__TASK MATERIAL__
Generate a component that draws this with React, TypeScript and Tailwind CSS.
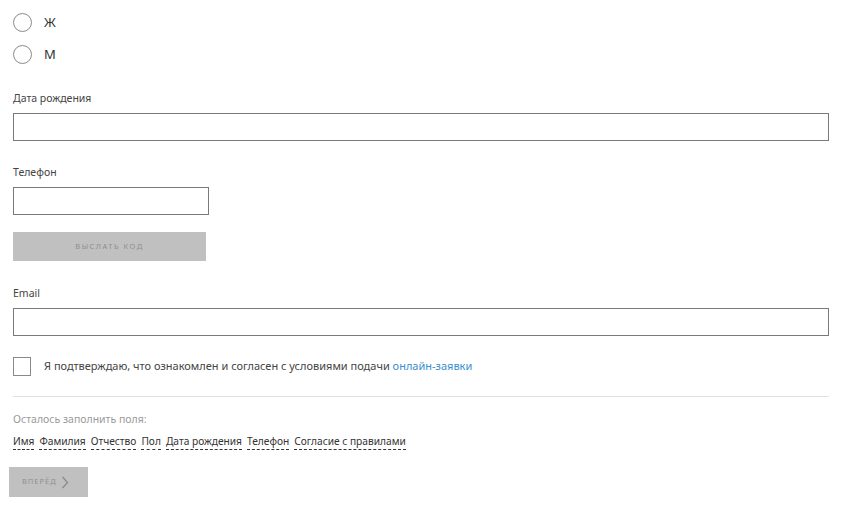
import React from "react";

const font = { fontFamily: '"Noto Sans", "Liberation Sans", sans-serif' };

function Radio({ label, className }: { label: string; className?: string }) {
  return (
    <div className={"flex items-center h-[19px] " + (className || "")}>
      <span className="w-[19px] h-[19px] rounded-full border border-[#8a8a8a] bg-white shrink-0" />
      <span className="ml-[12px] text-[13px] text-[#333]">{label}</span>
    </div>
  );
}

function Field({ label, w }: { label: string; w: string }) {
  return (
    <div className="flex flex-col">
      <div className="text-[10.5px] leading-[14px] text-[#444]">{label}</div>
      <div className={"mt-[8px] h-[28px] border border-[#7a7a7a] bg-white " + w} />
    </div>
  );
}

const missing = ["Имя", "Фамилия", "Отчество", "Пол", "Дата рождения", "Телефон", "Согласие с правилами"];

export default function App() {
  return (
    <div className="w-[857px] h-[524px] bg-white overflow-hidden" style={font}>
      <div className="pl-[13px] pr-[28px] pt-[13px]">
        <Radio label="Ж" />
        <Radio label="М" className="mt-[13px]" />

        <div className="mt-[27px]">
          <Field label="Дата рождения" w="w-[816px]" />
        </div>

        <div className="mt-[24px]">
          <Field label="Телефон" w="w-[196px]" />
        </div>

        <button className="mt-[17px] w-[193px] h-[29px] bg-[#c0c0c0] text-[7.5px] tracking-[1.5px] text-[#8f8f8f] uppercase flex items-center justify-center">
          Выслать код
        </button>

        <div className="mt-[25px]">
          <Field label="Email" w="w-[816px]" />
        </div>

        <div className="mt-[21px] flex items-center h-[19px]">
          <span className="w-[18px] h-[19px] border border-[#8a8a8a] bg-white shrink-0" />
          <span className="ml-[13px] text-[11px] text-[#444]">
            Я подтверждаю, что ознакомлен и согласен с условиями подачи{" "}
            <a className="text-[#3a8fcf]">онлайн-заявки</a>
          </span>
        </div>

        <div className="mt-[20px] w-[816px] border-t border-[#e2e2e2]" />

        <div className="mt-[15px] text-[10.5px] leading-[14px] text-[#9a9a9a]">Осталось заполнить поля:</div>
        <div className="mt-[8px] flex gap-[5px] text-[10.2px] leading-[14px] text-[#333]">
          {missing.map((m) => (
            <span key={m} className="border-b border-dashed border-[#333] pb-[1px]">
              {m}
            </span>
          ))}
        </div>
      </div>
      <button className="ml-[9px] mt-[17px] w-[79px] h-[30px] bg-[#c0c0c0] flex items-center pl-[13px] gap-[4px] text-[#8f8f8f]">
        <span className="text-[7.5px] tracking-[1px] uppercase">Вперёд</span>
        <svg width="8" height="13" viewBox="0 0 8 13" fill="none">
          <path d="M1.5 1 L6.5 6.5 L1.5 12" stroke="#8a8a8a" strokeWidth="1.3" />
        </svg>
      </button>
    </div>
  );
}
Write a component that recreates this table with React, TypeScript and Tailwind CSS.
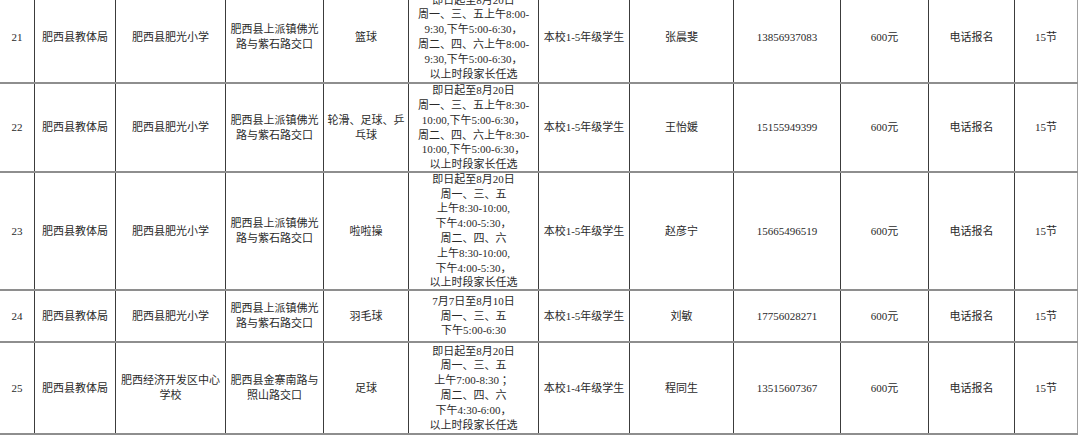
const cols = ['w-[35px]', 'w-[81px]', 'w-[110px]', 'w-[98px]', 'w-[85px]', 'w-[130px]', 'w-[91px]', 'w-[104px]', 'w-[107px]', 'w-[88px]', 'w-[86px]', 'w-[63px]'];

type Row = {
    no: string;
    org: string;
    school: string;
    addr: string;
    sport: string;
    time: string[];
    target: string;
    contact: string;
    phone: string;
    fee: string;
    signup: string;
    lessons: string;
    height: string;
};

const rows: Row[] = [
    {
        no: '21',
        org: '肥西县教体局',
        school: '肥西县肥光小学',
        addr: '肥西县上派镇佛光路与紫石路交口',
        sport: '篮球',
        time: ['即日起至8月20日', '周一、三、五上午8:00-', '9:30,下午5:00-6:30，', '周二、四、六上午8:00-', '9:30,下午5:00-6:30，', '以上时段家长任选'],
        target: '本校1-5年级学生',
        contact: '张晨斐',
        phone: '13856937083',
        fee: '600元',
        signup: '电话报名',
        lessons: '15节',
        height: 'h-[92px]',
    },
    {
        no: '22',
        org: '肥西县教体局',
        school: '肥西县肥光小学',
        addr: '肥西县上派镇佛光路与紫石路交口',
        sport: '轮滑、足球、乒乓球',
        time: ['即日起至8月20日', '周一、三、五上午8:30-', '10:00,下午5:00-6:30，', '周二、四、六上午8:30-', '10:00,下午5:00-6:30，', '以上时段家长任选'],
        target: '本校1-5年级学生',
        contact: '王怡媛',
        phone: '15155949399',
        fee: '600元',
        signup: '电话报名',
        lessons: '15节',
        height: 'h-[89px]',
    },
    {
        no: '23',
        org: '肥西县教体局',
        school: '肥西县肥光小学',
        addr: '肥西县上派镇佛光路与紫石路交口',
        sport: '啦啦操',
        time: ['即日起至8月20日', '周一、三、五', '上午8:30-10:00,', '下午4:00-5:30，', '周二、四、六', '上午8:30-10:00,', '下午4:00-5:30，', '以上时段家长任选'],
        target: '本校1-5年级学生',
        contact: '赵彦宁',
        phone: '15665496519',
        fee: '600元',
        signup: '电话报名',
        lessons: '15节',
        height: 'h-[118px]',
    },
    {
        no: '24',
        org: '肥西县教体局',
        school: '肥西县肥光小学',
        addr: '肥西县上派镇佛光路与紫石路交口',
        sport: '羽毛球',
        time: ['7月7日至8月10日', '周一、三、五', '下午5:00-6:30'],
        target: '本校1-5年级学生',
        contact: '刘敏',
        phone: '17756028271',
        fee: '600元',
        signup: '电话报名',
        lessons: '15节',
        height: 'h-[52px]',
    },
    {
        no: '25',
        org: '肥西县教体局',
        school: '肥西经济开发区中心学校',
        addr: '肥西县金寨南路与照山路交口',
        sport: '足球',
        time: ['即日起至8月20日', '周一、三、五', '上午7:00-8:30 ；', '周二、四、六', '下午4:30-6:00，', '以上时段家长任选'],
        target: '本校1-4年级学生',
        contact: '程同生',
        phone: '13515607367',
        fee: '600元',
        signup: '电话报名',
        lessons: '15节',
        height: 'h-[92px]',
    },
];

function Cell({ i, children }: { i: number; children: React.ReactNode }) {
    const last = i === cols.length - 1;
    return (
        <div
            className={`${cols[i]} flex shrink-0 items-center justify-center border-r px-[3px] text-center ${
                last ? 'border-[#a0a0a0]' : 'border-[#3c3c3c]'
            }`}
        >
            {children}
        </div>
    );
}

export default function App() {
    return (
        <div className="h-[437px] w-[1080px] overflow-hidden bg-white">
            <div
                className="-mt-[8px] text-[11px] leading-[14.8px] text-[#2a2a2a]"
                style={{ fontFamily: '"Liberation Serif", "Noto Sans CJK SC", serif' }}
            >
                {rows.map((r) => (
                    <div key={r.no} className={`flex w-[1078px] border-b-2 border-[#8e8e8e] ${r.height}`}>
                        <Cell i={0}>{r.no}</Cell>
                        <Cell i={1}>{r.org}</Cell>
                        <Cell i={2}>{r.school}</Cell>
                        <Cell i={3}>
                            <span className="px-[1px]">{r.addr}</span>
                        </Cell>
                        <Cell i={4}>{r.sport}</Cell>
                        <Cell i={5}>
                            <div className="flex flex-col items-center whitespace-nowrap">
                                {r.time.map((t, k) => (
                                    <span key={k}>{t}</span>
                                ))}
                            </div>
                        </Cell>
                        <Cell i={6}>{r.target}</Cell>
                        <Cell i={7}>{r.contact}</Cell>
                        <Cell i={8}>{r.phone}</Cell>
                        <Cell i={9}>{r.fee}</Cell>
                        <Cell i={10}>{r.signup}</Cell>
                        <Cell i={11}>{r.lessons}</Cell>
                    </div>
                ))}
            </div>
        </div>
    );
}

__TASK TO CARRY OUT__
Generate a word-for-word copy of the preceding records, excluding all pictures.

__IN RESPONSE__
Generate a component that draws this with React, TypeScript and Tailwind CSS.
import React from "react";

const font = { fontFamily: '"Noto Sans", "Liberation Sans", sans-serif' };

function Radio({ label, className }: { label: string; className?: string }) {
  return (
    <div className={"flex items-center h-[19px] " + (className || "")}>
      <span className="w-[19px] h-[19px] rounded-full border border-[#8a8a8a] bg-white shrink-0" />
      <span className="ml-[12px] text-[13px] text-[#333]">{label}</span>
    </div>
  );
}

function Field({ label, w }: { label: string; w: string }) {
  return (
    <div className="flex flex-col">
      <div className="text-[10.5px] leading-[14px] text-[#444]">{label}</div>
      <div className={"mt-[8px] h-[28px] border border-[#7a7a7a] bg-white " + w} />
    </div>
  );
}

const missing = ["Имя", "Фамилия", "Отчество", "Пол", "Дата рождения", "Телефон", "Согласие с правилами"];

export default function App() {
  return (
    <div className="w-[857px] h-[524px] bg-white overflow-hidden" style={font}>
      <div className="pl-[13px] pr-[28px] pt-[13px]">
        <Radio label="Ж" />
        <Radio label="М" className="mt-[13px]" />

        <div className="mt-[27px]">
          <Field label="Дата рождения" w="w-[816px]" />
        </div>

        <div className="mt-[24px]">
          <Field label="Телефон" w="w-[196px]" />
        </div>

        <button className="mt-[17px] w-[193px] h-[29px] bg-[#c0c0c0] text-[7.5px] tracking-[1.5px] text-[#8f8f8f] uppercase flex items-center justify-center">
          Выслать код
        </button>

        <div className="mt-[25px]">
          <Field label="Email" w="w-[816px]" />
        </div>

        <div className="mt-[21px] flex items-center h-[19px]">
          <span className="w-[18px] h-[19px] border border-[#8a8a8a] bg-white shrink-0" />
          <span className="ml-[13px] text-[11px] text-[#444]">
            Я подтверждаю, что ознакомлен и согласен с условиями подачи{" "}
            <a className="text-[#3a8fcf]">онлайн-заявки</a>
          </span>
        </div>

        <div className="mt-[20px] w-[816px] border-t border-[#e2e2e2]" />

        <div className="mt-[15px] text-[10.5px] leading-[14px] text-[#9a9a9a]">Осталось заполнить поля:</div>
        <div className="mt-[8px] flex gap-[5px] text-[10.2px] leading-[14px] text-[#333]">
          {missing.map((m) => (
            <span key={m} className="border-b border-dashed border-[#333] pb-[1px]">
              {m}
            </span>
          ))}
        </div>
      </div>
      <button className="ml-[9px] mt-[17px] w-[79px] h-[30px] bg-[#c0c0c0] flex items-center pl-[13px] gap-[4px] text-[#8f8f8f]">
        <span className="text-[7.5px] tracking-[1px] uppercase">Вперёд</span>
        <svg width="8" height="13" viewBox="0 0 8 13" fill="none">
          <path d="M1.5 1 L6.5 6.5 L1.5 12" stroke="#8a8a8a" strokeWidth="1.3" />
        </svg>
      </button>
    </div>
  );
}
Write a component that recreates this table with React, TypeScript and Tailwind CSS.
const cols = ['w-[35px]', 'w-[81px]', 'w-[110px]', 'w-[98px]', 'w-[85px]', 'w-[130px]', 'w-[91px]', 'w-[104px]', 'w-[107px]', 'w-[88px]', 'w-[86px]', 'w-[63px]'];

type Row = {
    no: string;
    org: string;
    school: string;
    addr: string;
    sport: string;
    time: string[];
    target: string;
    contact: string;
    phone: string;
    fee: string;
    signup: string;
    lessons: string;
    height: string;
};

const rows: Row[] = [
    {
        no: '21',
        org: '肥西县教体局',
        school: '肥西县肥光小学',
        addr: '肥西县上派镇佛光路与紫石路交口',
        sport: '篮球',
        time: ['即日起至8月20日', '周一、三、五上午8:00-', '9:30,下午5:00-6:30，', '周二、四、六上午8:00-', '9:30,下午5:00-6:30，', '以上时段家长任选'],
        target: '本校1-5年级学生',
        contact: '张晨斐',
        phone: '13856937083',
        fee: '600元',
        signup: '电话报名',
        lessons: '15节',
        height: 'h-[92px]',
    },
    {
        no: '22',
        org: '肥西县教体局',
        school: '肥西县肥光小学',
        addr: '肥西县上派镇佛光路与紫石路交口',
        sport: '轮滑、足球、乒乓球',
        time: ['即日起至8月20日', '周一、三、五上午8:30-', '10:00,下午5:00-6:30，', '周二、四、六上午8:30-', '10:00,下午5:00-6:30，', '以上时段家长任选'],
        target: '本校1-5年级学生',
        contact: '王怡媛',
        phone: '15155949399',
        fee: '600元',
        signup: '电话报名',
        lessons: '15节',
        height: 'h-[89px]',
    },
    {
        no: '23',
        org: '肥西县教体局',
        school: '肥西县肥光小学',
        addr: '肥西县上派镇佛光路与紫石路交口',
        sport: '啦啦操',
        time: ['即日起至8月20日', '周一、三、五', '上午8:30-10:00,', '下午4:00-5:30，', '周二、四、六', '上午8:30-10:00,', '下午4:00-5:30，', '以上时段家长任选'],
        target: '本校1-5年级学生',
        contact: '赵彦宁',
        phone: '15665496519',
        fee: '600元',
        signup: '电话报名',
        lessons: '15节',
        height: 'h-[118px]',
    },
    {
        no: '24',
        org: '肥西县教体局',
        school: '肥西县肥光小学',
        addr: '肥西县上派镇佛光路与紫石路交口',
        sport: '羽毛球',
        time: ['7月7日至8月10日', '周一、三、五', '下午5:00-6:30'],
        target: '本校1-5年级学生',
        contact: '刘敏',
        phone: '17756028271',
        fee: '600元',
        signup: '电话报名',
        lessons: '15节',
        height: 'h-[52px]',
    },
    {
        no: '25',
        org: '肥西县教体局',
        school: '肥西经济开发区中心学校',
        addr: '肥西县金寨南路与照山路交口',
        sport: '足球',
        time: ['即日起至8月20日', '周一、三、五', '上午7:00-8:30 ；', '周二、四、六', '下午4:30-6:00，', '以上时段家长任选'],
        target: '本校1-4年级学生',
        contact: '程同生',
        phone: '13515607367',
        fee: '600元',
        signup: '电话报名',
        lessons: '15节',
        height: 'h-[92px]',
    },
];

function Cell({ i, children }: { i: number; children: React.ReactNode }) {
    const last = i === cols.length - 1;
    return (
        <div
            className={`${cols[i]} flex shrink-0 items-center justify-center border-r px-[3px] text-center ${
                last ? 'border-[#a0a0a0]' : 'border-[#3c3c3c]'
            }`}
        >
            {children}
        </div>
    );
}

export default function App() {
    return (
        <div className="h-[437px] w-[1080px] overflow-hidden bg-white">
            <div
                className="-mt-[8px] text-[11px] leading-[14.8px] text-[#2a2a2a]"
                style={{ fontFamily: '"Liberation Serif", "Noto Sans CJK SC", serif' }}
            >
                {rows.map((r) => (
                    <div key={r.no} className={`flex w-[1078px] border-b-2 border-[#8e8e8e] ${r.height}`}>
                        <Cell i={0}>{r.no}</Cell>
                        <Cell i={1}>{r.org}</Cell>
                        <Cell i={2}>{r.school}</Cell>
                        <Cell i={3}>
                            <span className="px-[1px]">{r.addr}</span>
                        </Cell>
                        <Cell i={4}>{r.sport}</Cell>
                        <Cell i={5}>
                            <div className="flex flex-col items-center whitespace-nowrap">
                                {r.time.map((t, k) => (
                                    <span key={k}>{t}</span>
                                ))}
                            </div>
                        </Cell>
                        <Cell i={6}>{r.target}</Cell>
                        <Cell i={7}>{r.contact}</Cell>
                        <Cell i={8}>{r.phone}</Cell>
                        <Cell i={9}>{r.fee}</Cell>
                        <Cell i={10}>{r.signup}</Cell>
                        <Cell i={11}>{r.lessons}</Cell>
                    </div>
                ))}
            </div>
        </div>
    );
}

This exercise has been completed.